━━━━━ THE RECORDS

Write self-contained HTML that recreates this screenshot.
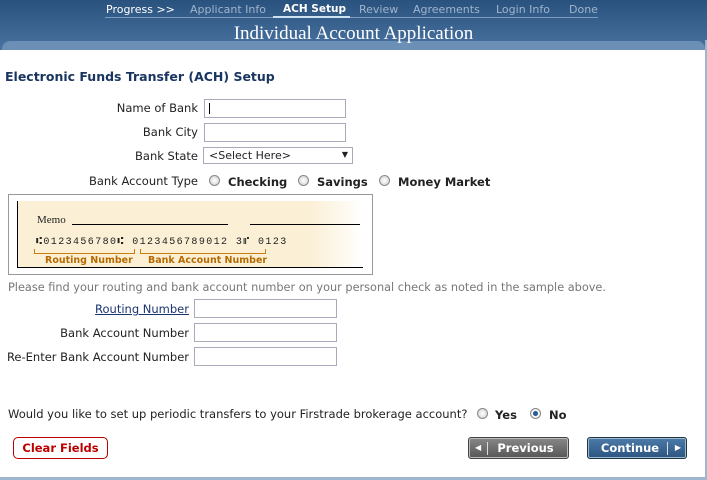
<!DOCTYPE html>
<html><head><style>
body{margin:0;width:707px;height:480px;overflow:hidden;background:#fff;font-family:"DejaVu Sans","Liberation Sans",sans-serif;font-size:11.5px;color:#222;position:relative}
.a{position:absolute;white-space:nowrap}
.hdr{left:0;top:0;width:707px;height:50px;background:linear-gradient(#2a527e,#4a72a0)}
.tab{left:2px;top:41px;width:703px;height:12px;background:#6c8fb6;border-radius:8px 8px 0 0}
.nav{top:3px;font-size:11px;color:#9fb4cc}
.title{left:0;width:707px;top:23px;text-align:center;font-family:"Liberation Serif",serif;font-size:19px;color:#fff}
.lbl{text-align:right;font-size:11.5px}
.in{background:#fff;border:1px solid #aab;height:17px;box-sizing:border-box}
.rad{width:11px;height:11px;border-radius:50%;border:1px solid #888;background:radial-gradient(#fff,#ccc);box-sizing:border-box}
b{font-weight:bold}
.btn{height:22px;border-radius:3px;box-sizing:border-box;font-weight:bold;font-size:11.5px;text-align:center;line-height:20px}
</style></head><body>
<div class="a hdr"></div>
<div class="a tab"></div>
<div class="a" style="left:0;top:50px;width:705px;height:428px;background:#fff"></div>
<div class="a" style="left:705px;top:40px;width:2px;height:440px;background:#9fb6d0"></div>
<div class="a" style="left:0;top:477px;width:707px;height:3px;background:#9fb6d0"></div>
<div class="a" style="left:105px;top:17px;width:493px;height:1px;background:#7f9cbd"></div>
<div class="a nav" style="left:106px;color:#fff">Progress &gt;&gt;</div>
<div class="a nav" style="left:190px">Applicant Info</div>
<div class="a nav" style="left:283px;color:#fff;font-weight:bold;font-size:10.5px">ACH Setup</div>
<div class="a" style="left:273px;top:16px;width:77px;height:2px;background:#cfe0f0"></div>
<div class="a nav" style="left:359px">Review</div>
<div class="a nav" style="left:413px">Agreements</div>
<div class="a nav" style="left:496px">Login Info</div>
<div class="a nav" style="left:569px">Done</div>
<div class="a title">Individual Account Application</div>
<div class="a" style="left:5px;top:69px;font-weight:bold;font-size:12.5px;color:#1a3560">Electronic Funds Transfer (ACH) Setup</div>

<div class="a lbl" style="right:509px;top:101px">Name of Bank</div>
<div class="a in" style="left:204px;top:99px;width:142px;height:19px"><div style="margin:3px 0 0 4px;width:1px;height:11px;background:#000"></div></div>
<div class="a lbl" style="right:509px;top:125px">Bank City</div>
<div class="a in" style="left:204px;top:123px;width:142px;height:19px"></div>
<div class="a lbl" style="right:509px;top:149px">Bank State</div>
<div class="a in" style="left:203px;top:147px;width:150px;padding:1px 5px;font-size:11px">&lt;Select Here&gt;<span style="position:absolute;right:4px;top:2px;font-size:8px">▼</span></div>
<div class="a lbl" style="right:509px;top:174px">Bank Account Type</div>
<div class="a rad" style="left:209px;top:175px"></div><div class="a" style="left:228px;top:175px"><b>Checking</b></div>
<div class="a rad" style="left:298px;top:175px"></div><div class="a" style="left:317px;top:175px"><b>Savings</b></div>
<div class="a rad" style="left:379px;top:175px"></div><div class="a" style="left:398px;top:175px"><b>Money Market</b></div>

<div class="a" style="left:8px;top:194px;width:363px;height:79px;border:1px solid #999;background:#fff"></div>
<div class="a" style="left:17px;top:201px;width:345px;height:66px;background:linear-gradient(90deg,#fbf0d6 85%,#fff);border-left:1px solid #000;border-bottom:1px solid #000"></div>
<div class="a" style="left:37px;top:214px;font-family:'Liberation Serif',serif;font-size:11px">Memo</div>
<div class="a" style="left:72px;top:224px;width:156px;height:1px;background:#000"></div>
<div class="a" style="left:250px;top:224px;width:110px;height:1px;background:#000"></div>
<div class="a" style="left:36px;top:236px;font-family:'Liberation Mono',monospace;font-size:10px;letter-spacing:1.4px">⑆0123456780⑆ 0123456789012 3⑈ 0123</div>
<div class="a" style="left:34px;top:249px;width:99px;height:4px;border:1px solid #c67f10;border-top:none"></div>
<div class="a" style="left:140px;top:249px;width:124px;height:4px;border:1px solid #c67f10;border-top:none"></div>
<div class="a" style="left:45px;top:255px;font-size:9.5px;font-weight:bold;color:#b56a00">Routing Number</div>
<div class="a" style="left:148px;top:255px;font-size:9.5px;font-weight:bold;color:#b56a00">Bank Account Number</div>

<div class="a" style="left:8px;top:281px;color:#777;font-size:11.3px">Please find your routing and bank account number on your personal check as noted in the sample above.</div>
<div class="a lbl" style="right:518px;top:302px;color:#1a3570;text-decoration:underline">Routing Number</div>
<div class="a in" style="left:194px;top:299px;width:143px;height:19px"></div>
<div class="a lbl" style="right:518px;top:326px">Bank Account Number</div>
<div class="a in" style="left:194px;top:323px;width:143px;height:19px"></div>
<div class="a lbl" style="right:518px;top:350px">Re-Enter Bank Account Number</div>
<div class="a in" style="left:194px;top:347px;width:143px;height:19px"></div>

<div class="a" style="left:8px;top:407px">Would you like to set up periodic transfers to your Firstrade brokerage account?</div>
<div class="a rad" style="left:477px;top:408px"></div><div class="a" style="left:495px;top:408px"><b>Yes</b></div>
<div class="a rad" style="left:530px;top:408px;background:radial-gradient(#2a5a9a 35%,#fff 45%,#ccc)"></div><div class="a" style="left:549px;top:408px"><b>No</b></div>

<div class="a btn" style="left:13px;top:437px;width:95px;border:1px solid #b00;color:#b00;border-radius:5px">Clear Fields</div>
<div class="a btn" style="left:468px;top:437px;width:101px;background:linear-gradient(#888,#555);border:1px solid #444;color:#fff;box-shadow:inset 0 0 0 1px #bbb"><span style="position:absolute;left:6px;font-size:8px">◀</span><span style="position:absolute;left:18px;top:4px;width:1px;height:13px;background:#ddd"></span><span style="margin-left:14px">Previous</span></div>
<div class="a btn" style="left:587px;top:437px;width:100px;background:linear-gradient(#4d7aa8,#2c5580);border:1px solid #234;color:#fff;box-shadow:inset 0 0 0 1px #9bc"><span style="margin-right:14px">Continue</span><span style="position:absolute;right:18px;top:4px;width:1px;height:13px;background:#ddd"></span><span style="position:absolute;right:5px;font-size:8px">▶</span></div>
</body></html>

━━━━━━━━━━
━━━━━ THE RECORDS

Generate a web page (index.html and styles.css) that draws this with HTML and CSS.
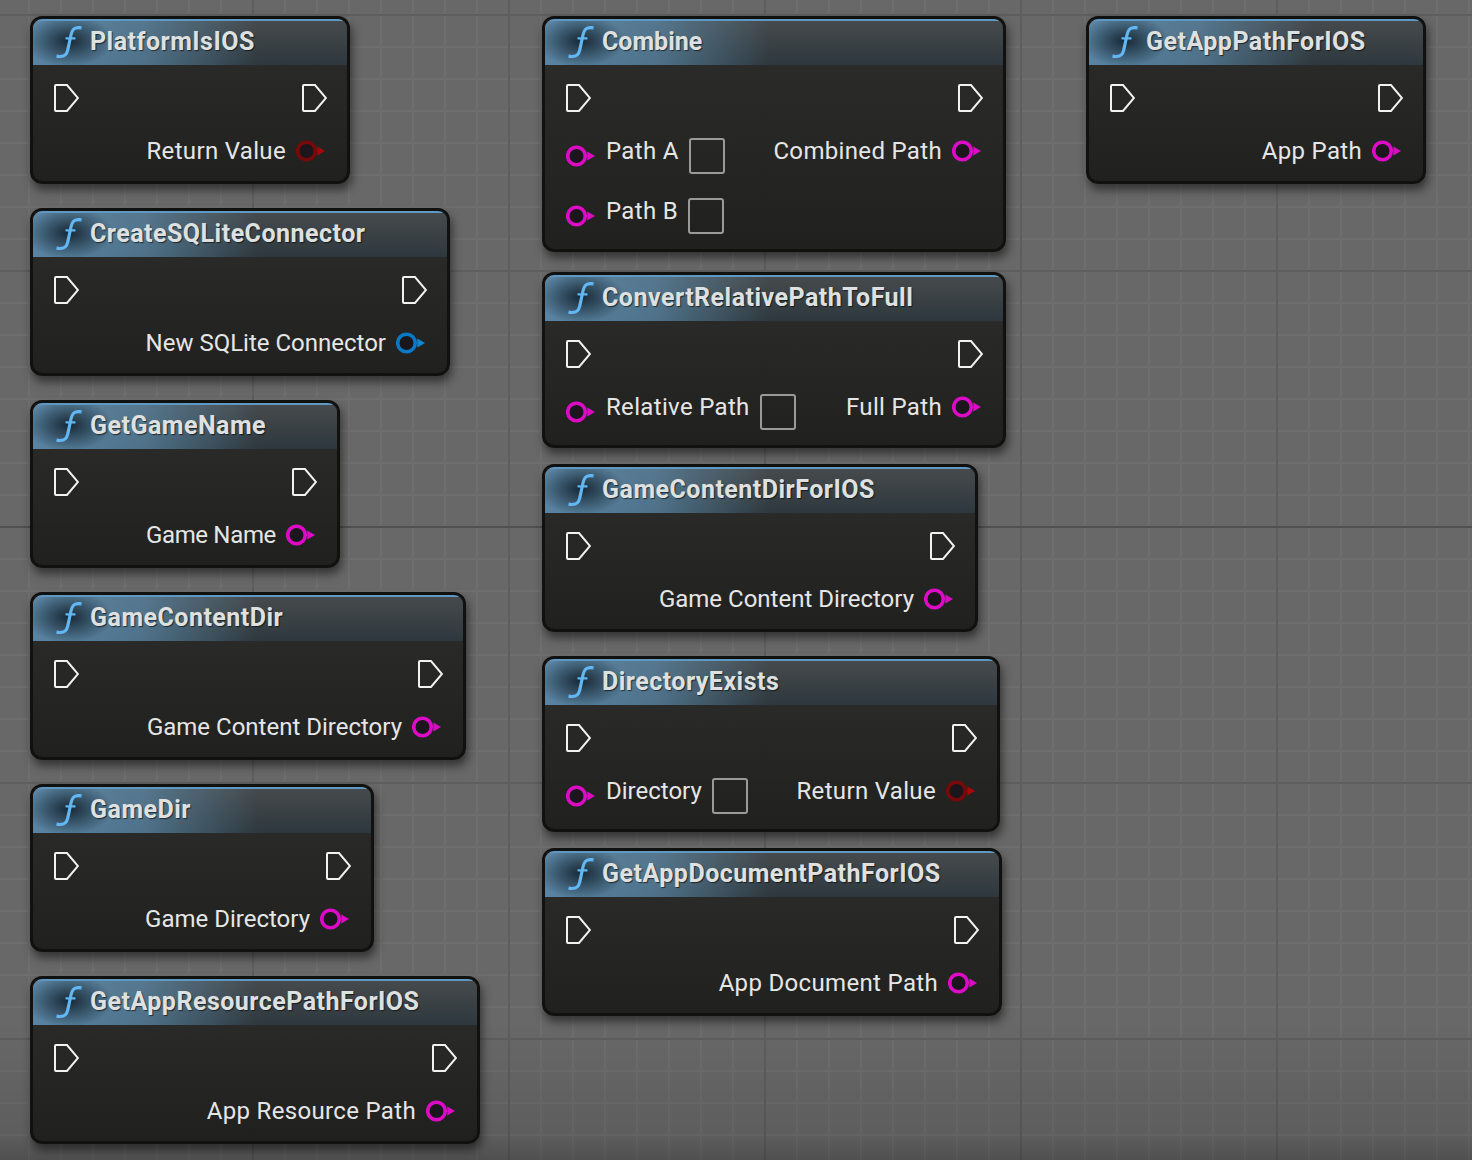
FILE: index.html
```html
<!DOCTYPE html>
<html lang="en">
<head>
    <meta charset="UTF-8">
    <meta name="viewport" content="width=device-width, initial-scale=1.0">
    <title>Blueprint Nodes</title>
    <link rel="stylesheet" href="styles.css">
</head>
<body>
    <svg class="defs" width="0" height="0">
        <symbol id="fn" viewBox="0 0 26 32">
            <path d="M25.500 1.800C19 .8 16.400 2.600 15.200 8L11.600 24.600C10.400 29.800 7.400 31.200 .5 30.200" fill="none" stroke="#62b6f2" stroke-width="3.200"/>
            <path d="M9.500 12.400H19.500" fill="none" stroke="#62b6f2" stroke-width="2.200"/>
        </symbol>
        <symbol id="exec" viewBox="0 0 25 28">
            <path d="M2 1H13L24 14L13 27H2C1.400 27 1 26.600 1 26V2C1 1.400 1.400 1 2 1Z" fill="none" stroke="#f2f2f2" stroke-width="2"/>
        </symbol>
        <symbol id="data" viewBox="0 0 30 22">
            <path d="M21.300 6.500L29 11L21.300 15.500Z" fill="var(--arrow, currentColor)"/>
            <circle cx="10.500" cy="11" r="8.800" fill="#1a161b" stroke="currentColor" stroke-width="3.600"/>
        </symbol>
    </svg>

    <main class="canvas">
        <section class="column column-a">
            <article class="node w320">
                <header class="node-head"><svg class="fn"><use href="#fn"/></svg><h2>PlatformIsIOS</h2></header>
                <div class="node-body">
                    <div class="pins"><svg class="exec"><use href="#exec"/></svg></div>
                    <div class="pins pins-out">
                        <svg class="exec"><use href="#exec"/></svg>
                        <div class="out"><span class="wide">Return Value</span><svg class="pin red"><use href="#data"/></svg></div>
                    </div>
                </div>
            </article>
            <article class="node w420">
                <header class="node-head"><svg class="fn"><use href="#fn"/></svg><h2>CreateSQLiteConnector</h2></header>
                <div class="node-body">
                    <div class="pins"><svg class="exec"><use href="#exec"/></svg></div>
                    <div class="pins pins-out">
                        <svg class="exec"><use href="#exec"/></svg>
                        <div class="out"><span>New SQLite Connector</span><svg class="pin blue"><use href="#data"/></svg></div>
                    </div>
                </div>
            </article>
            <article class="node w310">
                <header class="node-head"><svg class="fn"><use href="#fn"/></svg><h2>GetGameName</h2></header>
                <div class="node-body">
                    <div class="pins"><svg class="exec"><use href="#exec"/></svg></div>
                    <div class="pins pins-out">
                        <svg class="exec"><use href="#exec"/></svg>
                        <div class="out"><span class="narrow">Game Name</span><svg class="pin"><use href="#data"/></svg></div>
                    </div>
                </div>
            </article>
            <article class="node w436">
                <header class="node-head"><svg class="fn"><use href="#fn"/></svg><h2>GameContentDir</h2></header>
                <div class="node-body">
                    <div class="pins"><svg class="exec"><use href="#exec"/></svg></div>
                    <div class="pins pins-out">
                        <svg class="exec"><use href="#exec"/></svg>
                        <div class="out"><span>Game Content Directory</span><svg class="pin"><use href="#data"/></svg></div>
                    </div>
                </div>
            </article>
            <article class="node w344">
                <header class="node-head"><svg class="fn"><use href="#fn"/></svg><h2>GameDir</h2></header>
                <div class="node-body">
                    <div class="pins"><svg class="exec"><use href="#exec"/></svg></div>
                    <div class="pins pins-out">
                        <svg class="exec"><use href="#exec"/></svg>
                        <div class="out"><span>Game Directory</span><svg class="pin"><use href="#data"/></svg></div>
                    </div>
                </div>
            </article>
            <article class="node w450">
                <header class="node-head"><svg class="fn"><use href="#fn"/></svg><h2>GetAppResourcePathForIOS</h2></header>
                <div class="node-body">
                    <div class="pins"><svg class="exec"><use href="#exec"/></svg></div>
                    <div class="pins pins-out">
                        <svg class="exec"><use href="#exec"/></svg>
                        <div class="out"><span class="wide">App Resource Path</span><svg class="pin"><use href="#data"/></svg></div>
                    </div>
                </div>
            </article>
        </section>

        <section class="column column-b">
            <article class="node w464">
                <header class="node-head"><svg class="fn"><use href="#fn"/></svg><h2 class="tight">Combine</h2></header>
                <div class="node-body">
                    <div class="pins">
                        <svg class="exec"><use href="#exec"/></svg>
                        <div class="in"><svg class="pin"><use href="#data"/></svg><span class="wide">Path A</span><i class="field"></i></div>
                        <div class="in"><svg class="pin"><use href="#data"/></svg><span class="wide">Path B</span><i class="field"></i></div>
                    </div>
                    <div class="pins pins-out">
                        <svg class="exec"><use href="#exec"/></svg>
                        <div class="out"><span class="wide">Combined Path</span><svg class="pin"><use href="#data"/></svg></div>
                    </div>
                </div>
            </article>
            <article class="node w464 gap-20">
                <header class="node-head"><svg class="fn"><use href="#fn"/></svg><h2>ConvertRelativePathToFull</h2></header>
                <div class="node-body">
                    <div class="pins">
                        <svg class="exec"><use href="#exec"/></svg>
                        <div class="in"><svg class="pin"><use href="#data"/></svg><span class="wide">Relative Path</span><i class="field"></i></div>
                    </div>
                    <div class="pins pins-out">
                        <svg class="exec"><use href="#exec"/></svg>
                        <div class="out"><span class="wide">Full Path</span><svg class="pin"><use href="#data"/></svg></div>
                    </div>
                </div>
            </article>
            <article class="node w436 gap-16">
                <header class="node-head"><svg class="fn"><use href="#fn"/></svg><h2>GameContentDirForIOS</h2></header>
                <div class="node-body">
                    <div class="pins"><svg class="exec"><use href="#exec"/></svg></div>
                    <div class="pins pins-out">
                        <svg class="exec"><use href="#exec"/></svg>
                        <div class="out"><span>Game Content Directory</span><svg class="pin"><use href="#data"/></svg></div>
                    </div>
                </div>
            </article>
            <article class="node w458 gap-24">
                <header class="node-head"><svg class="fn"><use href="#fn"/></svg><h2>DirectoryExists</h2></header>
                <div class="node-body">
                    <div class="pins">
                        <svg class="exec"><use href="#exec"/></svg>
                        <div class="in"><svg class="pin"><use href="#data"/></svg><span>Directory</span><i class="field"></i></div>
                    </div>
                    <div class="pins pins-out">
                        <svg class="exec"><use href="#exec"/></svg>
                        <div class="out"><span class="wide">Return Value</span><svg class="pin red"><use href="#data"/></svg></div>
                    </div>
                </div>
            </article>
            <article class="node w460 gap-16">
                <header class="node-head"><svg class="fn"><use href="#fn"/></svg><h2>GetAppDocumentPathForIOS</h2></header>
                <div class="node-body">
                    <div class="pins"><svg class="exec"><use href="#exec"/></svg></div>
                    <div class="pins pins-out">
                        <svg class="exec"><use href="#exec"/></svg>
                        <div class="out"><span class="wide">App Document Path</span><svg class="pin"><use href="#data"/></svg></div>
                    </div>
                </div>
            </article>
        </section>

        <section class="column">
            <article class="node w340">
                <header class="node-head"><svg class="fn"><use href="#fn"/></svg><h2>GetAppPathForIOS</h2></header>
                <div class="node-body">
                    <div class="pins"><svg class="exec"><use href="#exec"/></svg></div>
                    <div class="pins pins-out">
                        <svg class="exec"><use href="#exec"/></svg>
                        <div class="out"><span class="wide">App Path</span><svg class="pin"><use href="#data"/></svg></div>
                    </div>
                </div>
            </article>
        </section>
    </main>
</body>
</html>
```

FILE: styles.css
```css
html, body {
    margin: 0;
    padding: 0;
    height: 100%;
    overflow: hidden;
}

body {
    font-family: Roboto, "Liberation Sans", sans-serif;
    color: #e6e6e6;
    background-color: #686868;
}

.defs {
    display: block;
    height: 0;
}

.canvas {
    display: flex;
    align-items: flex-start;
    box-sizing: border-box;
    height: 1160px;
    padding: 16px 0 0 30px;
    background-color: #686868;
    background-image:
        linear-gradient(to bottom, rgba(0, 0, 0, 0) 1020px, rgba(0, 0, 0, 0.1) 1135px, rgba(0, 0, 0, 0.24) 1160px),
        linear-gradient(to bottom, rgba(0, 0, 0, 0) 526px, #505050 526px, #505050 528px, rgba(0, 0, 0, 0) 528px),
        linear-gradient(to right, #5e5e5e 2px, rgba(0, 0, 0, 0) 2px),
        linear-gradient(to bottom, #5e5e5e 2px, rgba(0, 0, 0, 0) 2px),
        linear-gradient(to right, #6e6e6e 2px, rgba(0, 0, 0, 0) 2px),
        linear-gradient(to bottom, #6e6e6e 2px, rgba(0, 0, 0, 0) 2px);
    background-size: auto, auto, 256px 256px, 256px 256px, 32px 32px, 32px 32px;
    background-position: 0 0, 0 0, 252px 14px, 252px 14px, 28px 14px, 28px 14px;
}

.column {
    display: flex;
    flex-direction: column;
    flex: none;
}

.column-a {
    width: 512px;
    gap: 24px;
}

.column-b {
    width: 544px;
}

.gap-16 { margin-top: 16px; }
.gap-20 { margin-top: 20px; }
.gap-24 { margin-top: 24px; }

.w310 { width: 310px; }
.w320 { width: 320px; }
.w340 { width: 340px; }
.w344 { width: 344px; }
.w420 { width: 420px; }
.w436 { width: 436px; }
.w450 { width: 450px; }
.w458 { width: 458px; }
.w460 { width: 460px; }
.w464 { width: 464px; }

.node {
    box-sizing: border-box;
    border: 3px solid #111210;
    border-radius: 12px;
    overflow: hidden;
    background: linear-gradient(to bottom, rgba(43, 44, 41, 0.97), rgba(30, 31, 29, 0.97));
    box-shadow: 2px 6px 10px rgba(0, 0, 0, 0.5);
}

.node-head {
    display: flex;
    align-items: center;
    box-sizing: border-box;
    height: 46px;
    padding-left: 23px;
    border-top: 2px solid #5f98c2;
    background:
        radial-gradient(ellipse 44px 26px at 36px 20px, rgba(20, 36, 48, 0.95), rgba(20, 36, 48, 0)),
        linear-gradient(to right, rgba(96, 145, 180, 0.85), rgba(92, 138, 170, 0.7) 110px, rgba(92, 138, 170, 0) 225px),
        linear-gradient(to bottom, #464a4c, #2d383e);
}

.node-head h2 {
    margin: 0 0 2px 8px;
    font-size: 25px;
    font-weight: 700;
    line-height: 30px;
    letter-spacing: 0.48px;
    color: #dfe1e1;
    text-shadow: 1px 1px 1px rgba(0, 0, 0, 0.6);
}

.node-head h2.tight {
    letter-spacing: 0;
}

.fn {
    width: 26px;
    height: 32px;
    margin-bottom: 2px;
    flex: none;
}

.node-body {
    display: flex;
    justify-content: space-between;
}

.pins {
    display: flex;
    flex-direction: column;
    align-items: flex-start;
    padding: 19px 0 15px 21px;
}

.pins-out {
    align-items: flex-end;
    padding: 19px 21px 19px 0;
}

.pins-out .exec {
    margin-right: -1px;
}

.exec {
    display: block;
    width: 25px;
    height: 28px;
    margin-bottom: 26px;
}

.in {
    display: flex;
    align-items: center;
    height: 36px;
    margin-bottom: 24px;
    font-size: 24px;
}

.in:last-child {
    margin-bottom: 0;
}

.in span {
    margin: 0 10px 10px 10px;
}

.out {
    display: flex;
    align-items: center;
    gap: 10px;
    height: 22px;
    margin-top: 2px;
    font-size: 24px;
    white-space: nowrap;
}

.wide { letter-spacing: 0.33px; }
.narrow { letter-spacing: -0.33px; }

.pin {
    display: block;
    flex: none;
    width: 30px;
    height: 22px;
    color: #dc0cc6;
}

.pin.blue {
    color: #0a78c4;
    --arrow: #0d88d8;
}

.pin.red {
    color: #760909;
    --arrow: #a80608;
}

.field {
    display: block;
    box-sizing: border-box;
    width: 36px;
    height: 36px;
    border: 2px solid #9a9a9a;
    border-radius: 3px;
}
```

━━━━━━━━━━

WRITTEN INSTRUCTION: Take every line above carrying "this" and return it.

RIGHT ANSWER:
Write self-contained HTML that recreates this screenshot.
Generate a web page (index.html and styles.css) that draws this with HTML and CSS.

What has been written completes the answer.